Most Early Stone Age sites in South Africa can probably be connected with the hominin species known as Homo erectus. Simply modified stones, hand axes, scraping tools, and other bifacial artifacts had a wide variety of purposes, including butchering animal carcasses, scraping hides, and digging for plant foods. Most South African archaeological sites from this period are the remains of open camps, often by the sides of rivers and lakes, although some are rock shelters, such as Montagu Cave in the Cape region.

Change occurred slowly in the Early Stone Age; for more than a million years and over a wide geographic area, only slight differences existed in the forms of stone tools. The slow alterations in hominins’ physical appearance that took place over the same time period, however, have allowed physical anthropologists to recognize new species in the genus Homo. An archaic form of H. sapiens appeared about 500,000 years ago; important specimens belonging to this physical type have been found at Hopefield in Western Cape province and at the Cave of Hearths in Mpumalanga province.

The Middle Stone Age

The long episode of cultural and physical evolution gave way to a period of more rapid change about 200,000 years ago. Hand axes and large bifacial stone tools were replaced by stone flakes and blades that were fashioned into scrapers, spear points, and parts for hafted, composite implements. This technological stage, now known as the Middle Stone Age, is represented by numerous sites in South Africa.

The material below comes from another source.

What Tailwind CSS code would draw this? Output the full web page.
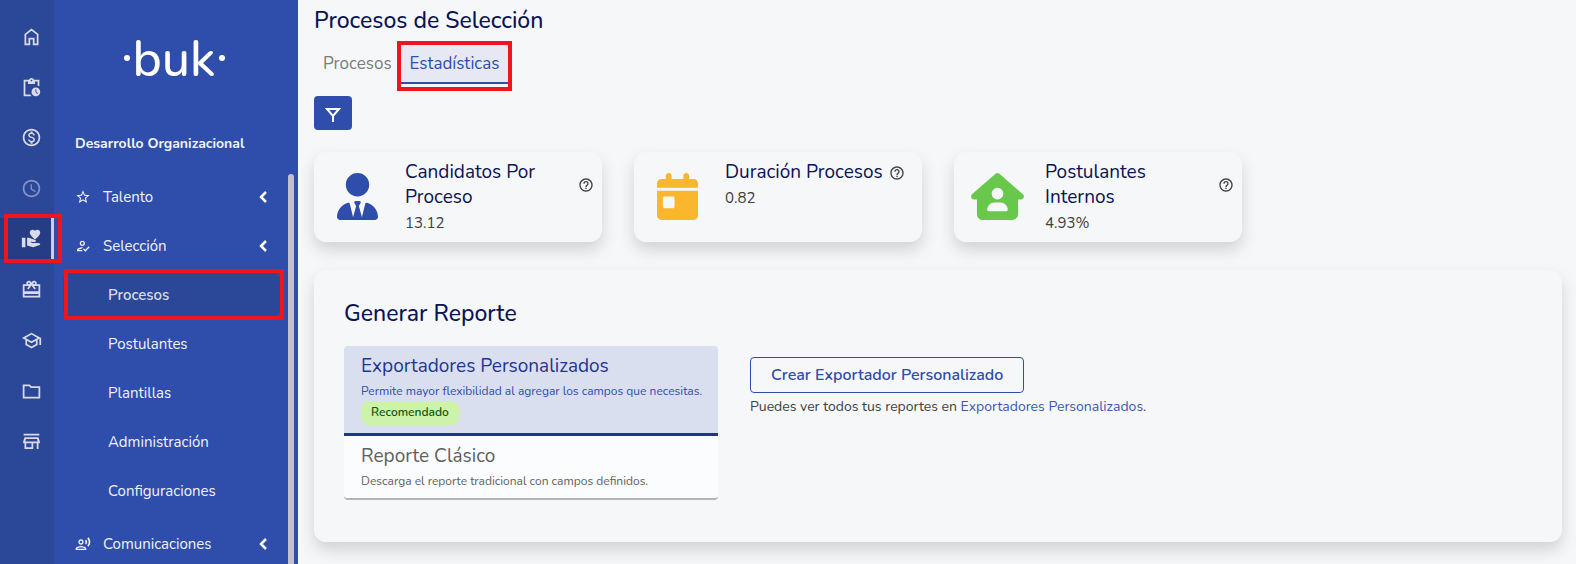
<!DOCTYPE html>
<html lang="es">
  <head>
    <meta charset="UTF-8" />
    <meta name="viewport" content="width=device-width, initial-scale=1.0" />
    <title>Procesos de Selección</title>
    <script src="https://cdn.jsdelivr.net/npm/@tailwindcss/browser@4"></script>
  </head>

  <body class="bg-[#f6f7f9] font-['Nunito','Lato',sans-serif] text-[15px] leading-6 text-[#3f3f3f]">
    <div class="flex h-screen overflow-hidden">
      <!-- Icon rail -->
      <nav aria-label="Módulos" class="w-[54px] shrink-0 bg-[#2b4798] pt-4 text-[#d9dce6]">
        <ul class="flex flex-col gap-[10px]">
          <li>
            <a href="#" aria-label="Inicio" class="flex h-[41px] items-center justify-center pl-2">
              <svg class="size-[21px]" viewBox="0 0 24 24" fill="none" stroke="currentColor" stroke-width="2"><path d="M5 21h4.500v-6.500h5V21H19V9.500L12 4 5 9.500z" /></svg>
            </a>
          </li>
          <li>
            <a href="#" aria-label="Pendientes" class="flex h-10 items-center justify-center pl-2">
              <svg class="size-[21px]" viewBox="0 0 24 24" fill="currentColor"><path d="M17 12c-2.760 0-5 2.240-5 5s2.240 5 5 5 5-2.240 5-5-2.240-5-5-5zm1.650 7.350L16.500 17.200V14h1v2.790l1.850 1.850-.7.710zM20 3h-5.180C14.400 1.840 13.300 1 12 1s-2.400.840-2.820 2H3v19h9.110a6.743 6.743 0 0 1-1.420-2H5V5h3v3h8V5h3v5.080c.710.100 1.380.310 2 .600V3zm-8 2c-.550 0-1-.450-1-1s.450-1 1-1 1 .450 1 1-.450 1-1 1z" /></svg>
            </a>
          </li>
          <li>
            <a href="#" aria-label="Remuneraciones" class="flex h-[41px] items-center justify-center pl-2">
              <svg class="size-[21px]" viewBox="0 0 24 24" fill="currentColor"><path d="M12 2C6.480 2 2 6.480 2 12s4.480 10 10 10 10-4.480 10-10S17.520 2 12 2zm0 18c-4.410 0-8-3.590-8-8s3.590-8 8-8 8 3.590 8 8-3.590 8-8 8zm.310-8.860c-1.770-.450-2.340-.940-2.340-1.670 0-.840.790-1.430 2.100-1.430 1.380 0 1.900.660 1.940 1.640h1.710c-.050-1.340-.870-2.570-2.490-2.970V5H10.900v1.690c-1.510.320-2.720 1.300-2.720 2.810 0 1.790 1.490 2.690 3.660 3.210 1.950.460 2.340 1.150 2.340 1.870 0 .530-.390 1.390-2.100 1.390-1.600 0-2.230-.720-2.320-1.640H8.040c.100 1.700 1.360 2.660 2.860 2.970V19h2.340v-1.670c1.520-.290 2.720-1.160 2.730-2.770-.010-2.200-1.900-2.960-3.660-3.420z" /></svg>
            </a>
          </li>
          <li>
            <a href="#" aria-label="Asistencia" class="flex h-10 items-center justify-center pl-2 text-[#8594c4]">
              <svg class="size-[21px]" viewBox="0 0 24 24" fill="currentColor"><path d="M11.990 2C6.470 2 2 6.480 2 12s4.470 10 9.990 10C17.520 22 22 17.520 22 12S17.520 2 11.990 2zM12 20c-4.420 0-8-3.580-8-8s3.580-8 8-8 8 3.580 8 8-3.580 8-8 8zm.500-13H11v6l5.250 3.150.750-1.230-4.500-2.670z" /></svg>
            </a>
          </li>
          <li class="relative">
            <a href="#" aria-label="Desarrollo Organizacional" class="flex h-[41px] items-center justify-center border-r-[3px] border-[#ccd0db] bg-[#263d85] pl-[11px]">
              <svg class="size-[21px]" viewBox="0 0 24 24" fill="currentColor"><path d="M1 11h4v11H1zM16 3.250C16.650 2.490 17.660 2 18.700 2 20.550 2 22 3.450 22 5.300c0 2.270-2.910 4.900-6 7.700-3.090-2.810-6-5.440-6-7.700C10 3.450 11.450 2 13.300 2c1.040 0 2.050.490 2.700 1.250zM20 17h-7l-2.090-.730.330-.940L13 16h2.820c.650 0 1.180-.530 1.180-1.180 0-.490-.310-.930-.770-1.110L8.970 11H7v9.020L14 22l8.010-3c-.010-1.100-.900-2-2.010-2z" /></svg>
            </a>
            <span class="pointer-events-none absolute -inset-y-1 left-1 z-10 w-[58px] border-4 border-[#f0141e]"></span>
          </li>
          <li>
            <a href="#" aria-label="Beneficios" class="flex h-[41px] items-center justify-center pl-2">
              <svg class="size-[21px]" viewBox="0 0 24 24" fill="currentColor"><path d="M22 6h-4.180c.110-.310.180-.650.180-1 0-1.660-1.340-3-3-3-1.050 0-1.960.540-2.500 1.350l-.500.670-.500-.680C10.960 2.540 10.050 2 9 2 7.340 2 6 3.340 6 5c0 .350.070.690.180 1H2v15h20V6zm-7-2c.550 0 1 .450 1 1s-.450 1-1 1-1-.450-1-1 .450-1 1-1zM9 4c.550 0 1 .450 1 1s-.450 1-1 1-1-.450-1-1 .450-1 1-1zm11 15H4v-2h16v2zm0-5H4V8h5.080L7 10.830 8.620 12 12 7.400l3.380 4.600L17 10.830 14.920 8H20v6z" /></svg>
            </a>
          </li>
          <li>
            <a href="#" aria-label="Capacitación" class="flex h-[41px] items-center justify-center pl-2">
              <svg class="size-[21px]" viewBox="0 0 24 24" fill="currentColor"><path d="M12 3 1 9l4 2.180v6L12 21l7-3.820v-6l2-1.090V17h2V9L12 3zm6.820 6L12 12.720 5.180 9 12 5.280 18.820 9zM17 15.990l-5 2.730-5-2.730v-3.720L12 15l5-2.730v3.720z" /></svg>
            </a>
          </li>
          <li>
            <a href="#" aria-label="Documentos" class="flex h-10 items-center justify-center pl-2">
              <svg class="size-[21px]" viewBox="0 0 24 24" fill="currentColor"><path d="m9.170 6 2 2H20v10H4V6h5.170M10 4H2v16h20V6H12l-2-2z" /></svg>
            </a>
          </li>
          <li>
            <a href="#" aria-label="Empresa" class="flex h-[41px] items-center justify-center pl-2">
              <svg class="size-[21px]" viewBox="0 0 24 24" fill="currentColor"><path d="M18.360 9l.600 3H5.040l.600-3h12.720M21 3H3v2h18V3zm-1 4H4l-1.500 5v2H4v6.500h10V14h4v6.500h2V14h1.500v-2L20 7zM6 18.500V14h6v4.500H6z" /></svg>
            </a>
          </li>
        </ul>
      </nav>

      <!-- Sidebar -->
      <aside class="flex w-[244px] shrink-0 flex-col bg-[#2f4daa] text-[#f1f3f9]">
        <div class="flex h-[116px] items-center justify-center pr-1 text-white">
          <span class="size-[6px] rounded-full bg-white"></span>
          <span class="mx-[3px] pt-1 text-[50px] leading-none font-medium">buk</span>
          <span class="size-[6px] rounded-full bg-white"></span>
        </div>
        <h2 class="h-[58px] pt-4 pl-[21px] text-[14px] font-bold">Desarrollo Organizacional</h2>

        <div class="flex min-h-0 flex-1">
          <ul class="w-[234px]">
            <li>
              <button type="button" class="flex h-[45px] w-full items-center pl-[21px] text-left">
                <svg class="mr-3 size-4" viewBox="0 0 24 24" fill="currentColor"><path d="m22 9.240-7.190-.620L12 2 9.190 8.630 2 9.240l5.460 4.730L5.820 21 12 17.270 18.180 21l-1.630-7.030L22 9.240zM12 15.400l-3.760 2.270 1-4.280-3.320-2.880 4.380-.380L12 6.100l1.710 4.040 4.380.380-3.320 2.880 1 4.280L12 15.400z" /></svg>
                <span class="flex-1">Talento</span>
                <svg class="mr-5 h-[14px] w-[10px]" viewBox="0 0 10 14" fill="none" stroke="white" stroke-width="2.500"><path d="M8 2 3 7l5 5" /></svg>
              </button>
            </li>
            <li class="mt-1">
              <button type="button" class="flex h-[45px] w-full items-center pl-[21px] text-left">
                <svg class="mr-3 size-4" viewBox="0 0 24 24" fill="currentColor"><path d="M11 12c2.210 0 4-1.790 4-4s-1.790-4-4-4-4 1.790-4 4 1.790 4 4 4zm0-6c1.100 0 2 .900 2 2s-.900 2-2 2-2-.900-2-2 .900-2 2-2zm-6 12c.200-.630 2.570-1.680 4.960-1.940l2.040-2c-.390-.040-.680-.060-1-.060-2.670 0-8 1.340-8 4v2h9l-2-2H5zm15.600-5.500-5.130 5.170-2.070-2.080L12 17l3.470 3.500L22 13.910z" /></svg>
                <span class="flex-1">Selección</span>
                <svg class="mr-5 h-[14px] w-[10px]" viewBox="0 0 10 14" fill="none" stroke="white" stroke-width="2.500"><path d="M8 2 3 7l5 5" /></svg>
              </button>
              <ul class="mt-1 flex flex-col gap-1 pr-2 pl-[9px]">
                <li class="relative">
                  <a href="#" class="flex h-[45px] items-center rounded-lg bg-[#2b4798] pl-[45px] font-semibold text-[#d9dce6]">Procesos</a>
                  <span class="pointer-events-none absolute -inset-y-[3px] -right-1 left-px border-4 border-[#f0141e]"></span>
                </li>
                <li><a href="#" class="flex h-[45px] items-center pl-[45px]">Postulantes</a></li>
                <li><a href="#" class="flex h-[45px] items-center pl-[45px]">Plantillas</a></li>
                <li><a href="#" class="flex h-[45px] items-center pl-[45px]">Administración</a></li>
                <li><a href="#" class="flex h-[45px] items-center pl-[45px]">Configuraciones</a></li>
              </ul>
            </li>
            <li class="mt-2">
              <button type="button" class="flex h-[45px] w-full items-center pl-[21px] text-left">
                <svg class="mr-3 size-4" viewBox="0 0 24 24" fill="currentColor"><path d="M9 13c2.210 0 4-1.790 4-4s-1.790-4-4-4-4 1.790-4 4 1.790 4 4 4zm0-6c1.100 0 2 .900 2 2s-.900 2-2 2-2-.900-2-2 .900-2 2-2zm0 8c-2.670 0-8 1.340-8 4v2h16v-2c0-2.660-5.330-4-8-4zm-6 4c.220-.720 3.310-2 6-2 2.700 0 5.800 1.290 6 2H3zM15.080 7.050c.840 1.180.840 2.710 0 3.890l1.680 1.690c2.020-2.020 2.020-5.070 0-7.270l-1.680 1.690zM20.070 2l-1.630 1.630c2.770 3.020 2.770 7.560 0 10.740L20.070 16c3.900-3.890 3.910-9.950 0-14z" /></svg>
                <span class="flex-1">Comunicaciones</span>
                <svg class="mr-5 h-[14px] w-[10px]" viewBox="0 0 10 14" fill="none" stroke="white" stroke-width="2.500"><path d="M8 2 3 7l5 5" /></svg>
              </button>
            </li>
          </ul>
          <!-- Scrollbar -->
          <div class="w-[6px] shrink-0 rounded-t-full bg-[#c1c2c4]"></div>
        </div>
      </aside>

      <!-- Main content -->
      <main class="min-w-0 flex-1 pr-[14px] pl-4">
        <h1 class="h-[45px] pt-[5px] text-[23px] leading-8 font-medium text-[#0b1354]">Procesos de Selección</h1>

        <div role="tablist" class="flex text-[17px]">
          <button type="button" role="tab" class="h-[39px] border-b-2 border-transparent px-[9px] text-[#7b7b7b]">Procesos</button>
          <div class="relative">
            <button type="button" role="tab" aria-selected="true" class="h-[39px] border-b-2 border-[#2f4daa] bg-[#e6e9f3] px-[9px] text-[#2f4daa]">Estadísticas</button>
            <span class="pointer-events-none absolute -inset-x-1 -top-1 -bottom-[7px] border-4 border-[#f0141e]"></span>
          </div>
        </div>

        <button type="button" aria-label="Filtrar" class="mt-3 flex h-[34px] w-[38px] items-center justify-center rounded bg-[#2f4daa] text-white">
          <svg class="mt-1 size-4" viewBox="0 0 16 16" fill="none" stroke="currentColor" stroke-width="2"><path d="M2 2h12L8 9zM8 8v7" /></svg>
        </button>

        <!-- Indicators -->
        <section class="mt-[22px] grid grid-cols-4 gap-8">
          <article class="flex h-[90px] rounded-xl bg-[#f6f7f9] pr-2 shadow-[0_8px_16px_rgba(0,0,0,0.15)]">
            <div class="flex w-[91px] shrink-0 items-center justify-center pr-1 pb-[2px]">
              <svg class="h-[47px] w-[41px]" viewBox="0 0 448 512" fill="#2f4daa"><path d="M96 128a128 128 0 1 0 256 0A128 128 0 1 0 96 128zm94.500 200.200l18.600 31L175.800 483.100l-36-146.900c-2-8.100-9.800-13.400-17.900-11.300C51.900 342.400 0 405.800 0 481.300c0 17 13.800 30.700 30.700 30.700H417.300c17 0 30.700-13.800 30.700-30.700c0-75.500-51.900-138.900-121.900-156.400c-8.100-2-15.900 3.300-17.900 11.300l-36 146.900L238.900 359.200l18.600-31c6.400-10.700-1.300-24.200-13.700-24.200H204.300c-12.400 0-20.100 13.600-13.700 24.200z" /></svg>
            </div>
            <div class="flex-1 pt-2">
              <div class="flex items-center gap-[6px]">
                <h3 class="text-[19px] leading-[25px] text-[#0b1354]">Candidatos Por Proceso</h3>
                <svg class="size-4 shrink-0" viewBox="0 0 24 24" fill="currentColor"><path d="M11 18h2v-2h-2v2zm1-16C6.480 2 2 6.480 2 12s4.480 10 10 10 10-4.480 10-10S17.520 2 12 2zm0 18c-4.410 0-8-3.590-8-8s3.590-8 8-8 8 3.590 8 8-3.590 8-8 8zm0-14c-2.210 0-4 1.790-4 4h2c0-1.100.900-2 2-2s2 .900 2 2c0 2-3 1.750-3 5h2c0-2.250 3-2.500 3-5 0-2.210-1.790-4-4-4z" /></svg>
              </div>
              <p class="mt-px">13.12</p>
            </div>
          </article>

          <article class="flex h-[90px] rounded-xl bg-[#f6f7f9] pr-2 shadow-[0_8px_16px_rgba(0,0,0,0.15)]">
            <div class="flex w-[91px] shrink-0 items-center justify-center pr-1 pb-[2px]">
              <svg class="h-[47px] w-[41px]" viewBox="0 0 448 512" fill="#fab62d"><path d="M128 0c17.700 0 32 14.300 32 32V64H288V32c0-17.700 14.300-32 32-32s32 14.300 32 32V64h48c26.500 0 48 21.500 48 48v48H0V112C0 85.500 21.500 64 48 64H96V32c0-17.700 14.300-32 32-32zM0 192H448V464c0 26.500-21.500 48-48 48H48c-26.500 0-48-21.500-48-48V192zm80 64c-8.800 0-16 7.200-16 16v96c0 8.800 7.200 16 16 16h96c8.800 0 16-7.200 16-16V272c0-8.800-7.200-16-16-16H80z" /></svg>
            </div>
            <div class="flex-1 pt-2">
              <div class="flex items-center gap-[6px]">
                <h3 class="text-[19px] leading-[25px] text-[#0b1354]">Duración Procesos</h3>
                <svg class="size-4 shrink-0" viewBox="0 0 24 24" fill="currentColor"><path d="M11 18h2v-2h-2v2zm1-16C6.480 2 2 6.480 2 12s4.480 10 10 10 10-4.480 10-10S17.520 2 12 2zm0 18c-4.410 0-8-3.590-8-8s3.590-8 8-8 8 3.590 8 8-3.590 8-8 8zm0-14c-2.210 0-4 1.790-4 4h2c0-1.100.900-2 2-2s2 .900 2 2c0 2-3 1.750-3 5h2c0-2.250 3-2.500 3-5 0-2.210-1.790-4-4-4z" /></svg>
              </div>
              <p class="mt-px">0.82</p>
            </div>
          </article>

          <article class="flex h-[90px] rounded-xl bg-[#f6f7f9] pr-2 shadow-[0_8px_16px_rgba(0,0,0,0.15)]">
            <div class="flex w-[91px] shrink-0 items-center justify-center pr-1 pb-[2px]">
              <svg class="h-[47px] w-[53px]" viewBox="0 0 576 512" fill="#69c84b"><path d="M575.800 255.500c0 18-15 32.100-32 32.100h-32l.700 160.200c.200 35.500-28.500 64.300-64 64.300H128.100c-35.300 0-64-28.700-64-64V287.600H32c-18 0-32-14-32-32.100c0-9 3-17 10-24L266.400 8c7-7 15-8 22-8s15 2 21 7L564.800 231.500c8 7 12 15 11 24zM352 224a64 64 0 1 0 -128 0 64 64 0 1 0 128 0zm-96 96c-44.200 0-80 35.800-80 80c0 8.800 7.200 16 16 16H384c8.800 0 16-7.200 16-16c0-44.200-35.800-80-80-80H256z" /></svg>
            </div>
            <div class="flex-1 pt-2">
              <div class="flex items-center gap-[6px]">
                <h3 class="text-[19px] leading-[25px] text-[#0b1354]">Postulantes Internos</h3>
                <svg class="size-4 shrink-0" viewBox="0 0 24 24" fill="currentColor"><path d="M11 18h2v-2h-2v2zm1-16C6.480 2 2 6.480 2 12s4.480 10 10 10 10-4.480 10-10S17.520 2 12 2zm0 18c-4.410 0-8-3.590-8-8s3.590-8 8-8 8 3.590 8 8-3.590 8-8 8zm0-14c-2.210 0-4 1.790-4 4h2c0-1.100.900-2 2-2s2 .900 2 2c0 2-3 1.750-3 5h2c0-2.250 3-2.500 3-5 0-2.210-1.790-4-4-4z" /></svg>
              </div>
              <p class="mt-px">4.93%</p>
            </div>
          </article>
        </section>

        <!-- Report -->
        <section class="mt-7 rounded-xl bg-[#f6f7f9] px-[30px] pt-7 pb-[42px] shadow-[0_8px_16px_rgba(0,0,0,0.15)]">
          <h2 class="text-[23px] leading-8 font-medium text-[#0b1354]">Generar Reporte</h2>
          <div class="mt-4 flex gap-8">
            <div role="tablist" class="w-[374px] shrink-0">
              <button type="button" role="tab" aria-selected="true" class="block w-full rounded-t border-b-[3px] border-[#1f3691] bg-[#d9dfef] py-2 pl-[17px] text-left text-[#1f3691]">
                <span class="block text-[19px] leading-[25px]">Exportadores Personalizados</span>
                <span class="mt-[2px] block text-[12px] leading-5 text-[#2f4daa]">Permite mayor flexibilidad al agregar los campos que necesitas.</span>
                <span class="block w-fit rounded-lg bg-[#cdf3ab] px-[10px] pb-[2px] text-[12px] leading-[22px] font-semibold text-[#10570f]">Recomendado</span>
              </button>
              <button type="button" role="tab" class="block w-full rounded-b border-b-2 border-[#b3b4b6] bg-[#fbfcfd] pt-2 pb-[7px] pl-[17px] text-left text-[#5f6060]">
                <span class="block text-[19px] leading-[25px]">Reporte Clásico</span>
                <span class="mt-[2px] block text-[12px] leading-5">Descarga el reporte tradicional con campos definidos.</span>
              </button>
            </div>
            <div class="pt-[11px]">
              <button type="button" class="h-9 rounded border border-[#2f4daa] px-5 text-[16px] font-semibold text-[#2f4daa]">Crear Exportador Personalizado</button>
              <p class="mt-[2px] text-[14px]">Puedes ver todos tus reportes en <a href="#" class="text-[#3c58b0]">Exportadores Personalizados</a>.</p>
            </div>
          </div>
        </section>
      </main>
    </div>
  </body>
</html>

Open camps and rock overhangs were used for shelter. Day-to-day debris has survived to provide some evidence of early ways of life, although plant foods have rarely been preserved. Middle Stone Age bands hunted medium-sized and large prey, including antelope and zebra, although they tended to avoid the largest and most dangerous animals, such as the elephant and the rhinoceros. They also ate seabirds and marine mammals that could be found along the shore and sometimes collected tortoises and ostrich eggs in large quantities. The rich archaeological deposits of Klasies River Mouth (see Klasies), on the Cape coast west of Gqeberha (formerly Port Elizabeth), have preserved the first known instance of shellfish being used as a food source.

Klasies River Mouth has also provided important evidence for the emergence of anatomically modern humans. Some of the human skeletons from the lower levels of this site, possibly 115,000 years old, are decidedly modern in form. Fossils of comparable age have been excavated at Border Cave, in the mountainous region between KwaZulu-Natal province and Eswatini.